EXERCISE » Reproduce the data in its entirety, exactly as supplied.

DATA PROVIDED »
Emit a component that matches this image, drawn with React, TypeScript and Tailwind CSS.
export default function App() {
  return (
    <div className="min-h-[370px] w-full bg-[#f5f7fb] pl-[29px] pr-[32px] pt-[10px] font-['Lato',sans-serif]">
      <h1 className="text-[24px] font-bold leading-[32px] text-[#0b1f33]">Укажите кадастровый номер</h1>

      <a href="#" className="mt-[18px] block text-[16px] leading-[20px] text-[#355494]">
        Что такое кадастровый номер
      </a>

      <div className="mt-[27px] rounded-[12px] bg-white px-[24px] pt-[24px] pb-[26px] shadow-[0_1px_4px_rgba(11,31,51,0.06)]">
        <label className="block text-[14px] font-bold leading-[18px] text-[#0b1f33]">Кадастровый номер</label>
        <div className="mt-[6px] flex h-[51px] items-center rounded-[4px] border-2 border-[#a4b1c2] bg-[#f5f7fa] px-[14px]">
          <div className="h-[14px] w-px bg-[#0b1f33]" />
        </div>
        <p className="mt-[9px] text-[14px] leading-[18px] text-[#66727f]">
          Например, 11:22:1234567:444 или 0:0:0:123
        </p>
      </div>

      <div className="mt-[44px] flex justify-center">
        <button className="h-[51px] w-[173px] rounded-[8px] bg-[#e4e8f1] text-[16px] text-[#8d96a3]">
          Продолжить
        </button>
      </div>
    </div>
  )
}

CORRECT RESULT »
Emit a component that matches this image, drawn with React, TypeScript and Tailwind CSS.
export default function App() {
  return (
    <div className="min-h-[370px] w-full bg-[#f5f7fb] pl-[29px] pr-[32px] pt-[10px] font-['Lato',sans-serif]">
      <h1 className="text-[24px] font-bold leading-[32px] text-[#0b1f33]">Укажите кадастровый номер</h1>

      <a href="#" className="mt-[18px] block text-[16px] leading-[20px] text-[#355494]">
        Что такое кадастровый номер
      </a>

      <div className="mt-[27px] rounded-[12px] bg-white px-[24px] pt-[24px] pb-[26px] shadow-[0_1px_4px_rgba(11,31,51,0.06)]">
        <label className="block text-[14px] font-bold leading-[18px] text-[#0b1f33]">Кадастровый номер</label>
        <div className="mt-[6px] flex h-[51px] items-center rounded-[4px] border-2 border-[#a4b1c2] bg-[#f5f7fa] px-[14px]">
          <div className="h-[14px] w-px bg-[#0b1f33]" />
        </div>
        <p className="mt-[9px] text-[14px] leading-[18px] text-[#66727f]">
          Например, 11:22:1234567:444 или 0:0:0:123
        </p>
      </div>

      <div className="mt-[44px] flex justify-center">
        <button className="h-[51px] w-[173px] rounded-[8px] bg-[#e4e8f1] text-[16px] text-[#8d96a3]">
          Продолжить
        </button>
      </div>
    </div>
  )
}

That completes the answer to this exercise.